Boehner pauses between answers to questions during a news conference at the U.S. Capitol in Washington

Reuters photo

Repugnican Tea Party House Speaker John Boehner, apparently pulling a Miley Cyrus in the photo above, refuses to even allow the Employment Non-Discrimination Act to come up for a vote in the House of Representatives, even though a solid majority of Americans oppose discrimination against non-heterosexual and non-gender-conforming employees in the workplace.

Repugnican Tea Party House Speaker John Boehner gives a novel “reason” for his refusal to even allow the House of Representatives to vote on a federal prohibition of discrimination against non-heterosexual and non-gender-conforming employees, which just passed the filibuster hurdle in the U.S. Senate, with 61 votes: “The speaker believes this legislation will increase frivolous litigation and cost American jobs, especially small business jobs,” Boehner’s spokesweasel proclaimed.
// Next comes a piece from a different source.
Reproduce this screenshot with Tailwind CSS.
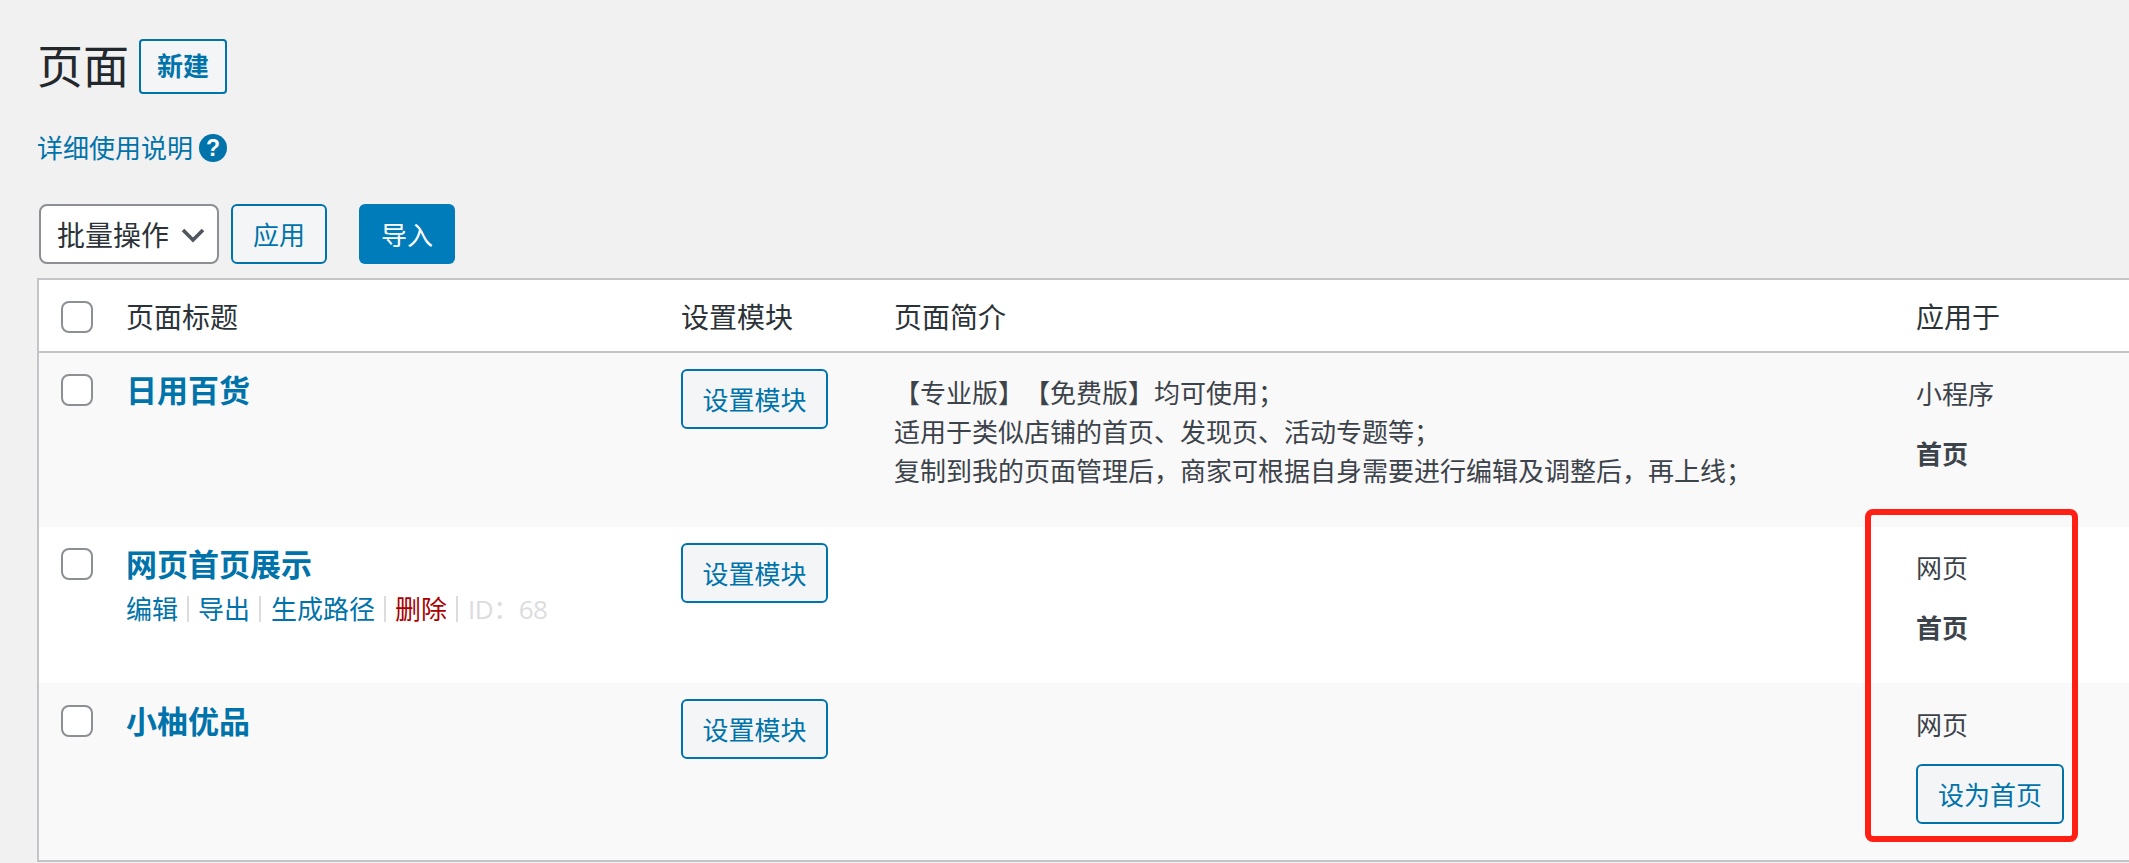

So much for the kinder and gentler, more inclusive Repugnican (Tea) Party that we were going to see after November 2012, when presidential wannabe Mittens Romney went down in flames.

“Current federal law prohibits discrimination on the basis of sex, race and national origin,” notes The Associated Press, adding, “But it doesn’t stop an employer from firing or refusing to hire workers because they are gay, lesbian, bisexual or transgender.”
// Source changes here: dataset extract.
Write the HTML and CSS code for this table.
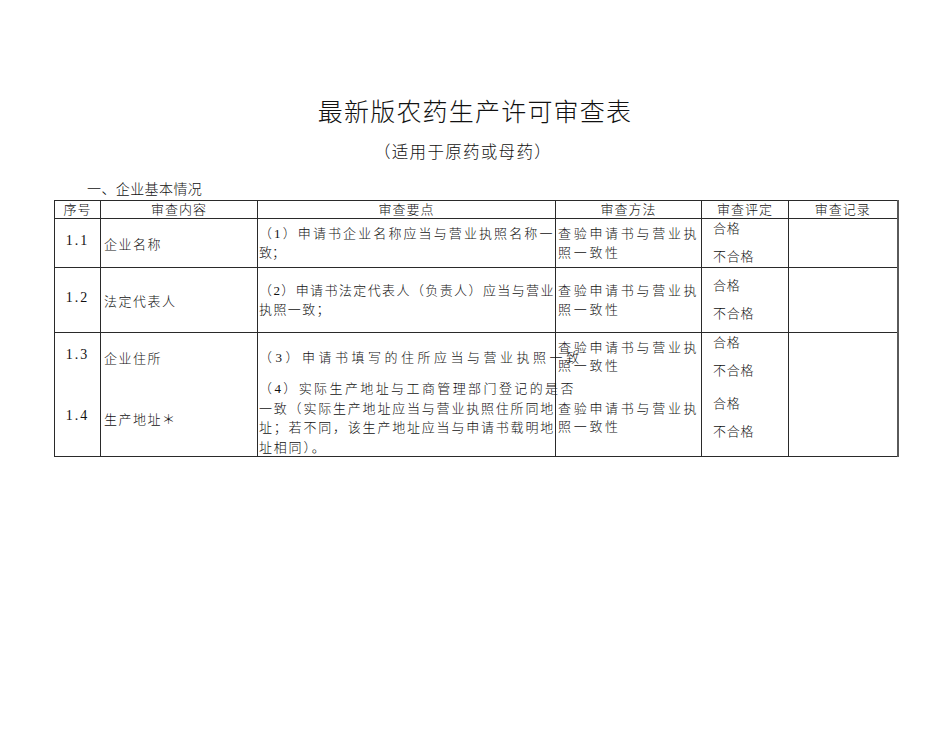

So, presumably, the Repugnican Tea Party is perfectly A-OK with an employee being fired primarily or even solely because he or she is not heterosexual or gender-conforming.

And, presumably, the Repugnican Tea Party also views the current federal prohibitions against discrimination in the workplace based upon sex, race and national origin as equally bothersome — you know, “increasing frivolous litigation and costing American jobs, especially small business jobs.”

Wow.

Of course, it’s not about jobs, which benefit the working class, what’s left of the middle class, and the poor; it’s about profiteering, which benefits only the rich.
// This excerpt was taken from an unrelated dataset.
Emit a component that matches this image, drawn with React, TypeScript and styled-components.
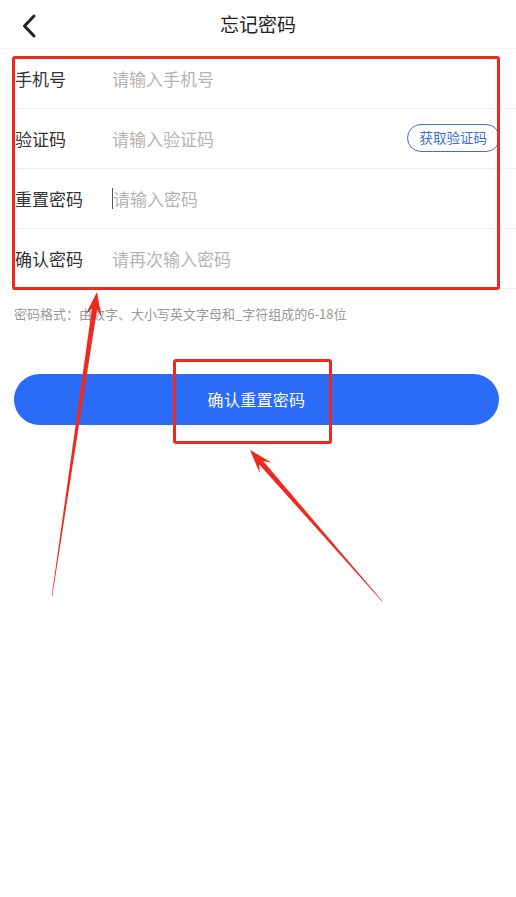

Civil rights? Equality? Fairness? Liberty and justice for all?

Fuck that shit!

To the Mittens Romney/Richie Rich wing of the Repugnican Tea Party, all that matters is the ability of profiteers to profiteer. And to the Repugnican Tea Party traitors, an employer should be able to treat his or her employees however he or she wishes. (This is, I think — in all seriousness — a remnant from the days of slavery, in which the owners, the masters, had all of the power; the former slave states, of course, are all red states today.)

But it’s not all about profiteering. The likes of John Boehner also want to keep the “religious”-whackjob wing of the Repugnican Tea Party happy, too, and the “religious” whackjobs love to believe that God (very conveniently) hates everyone whom they hate, which includes, of course, the queers.

Yet here are 61 of our 100 U.S. senators voting that the Employment Non-Discrimination Act (ENDA) at least should come up for a vote in the Senate, where it is expected to come up for a vote and to pass soon.

While the Senate is more progressive than is the backasswards, Repugnican-Tea-Party-controlled House, the current Senate isn’t exactly known for being radical (except to our farthest-gone wingnuts, of course).

ENDA, in fact, doesn’t go far enough. The AP notes: “The bill would bar employers with 15 or more workers from using a person’s sexual orientation or gender identity as the basis for making employment decisions, including hiring, firing, compensation or promotion. The bill would exempt religious institutions and the military.”

Fifteen employees is an awfully arbitrary number, as though it were perfectly OK to fire someone (or otherwise discriminate against him or her in his or her employment) for being non-heterosexual or non-gender-conforming if there are 14 employees, but not OK if there are 16 employees. Really?

And while perhaps I could hold my nose and accept an exemption for “religious” institutions (which are, in this case, just hate groups), I wholeheartedly disagree with a military exemption. Our tax dollars should fund discrimination? I don’t fucking think so!

A poll by the Public Religion Research Institute conducted not that long ago (in May) found that more than 70 percent of Americans favor or strongly favor laws that protect non-heterosexuals from job discrimination. (Sadly, Americans are significantly less accepting of the non-gender-conforming, especially transgender individuals, than they are of non-heterosexuals who more or less are gender-conforming.)

And Reuters notes that “Nearly 90 percent of Fortune 500 companies now extend workplace protections based on sexual orientation and more than a third on the basis of gender identity, said supporters of [ENDA] in the Senate.”

The AP similarly notes that “About 88 percent of Fortune 500 companies have adopted non-discrimination policies that include sexual orientation, according to the Human Rights Campaign. About 57 percent of those companies include gender identity.”

If non-discrimination against non-heterosexual and non-gender-conforming employees is so damned detrimental to profits, then why do the vast majority of the Fortune 500 companies support it?

I hope that John Boehner doesn’t give up drinking any day soon.

His incredibly shitty, short-sighted judgment, which includes, of course, his stance on ENDA, which is wildly out of step with the beliefs and the wishes of the solid majority of Americans, is only driving his pathetic, uber-dysfunctional party to extinction all that much faster.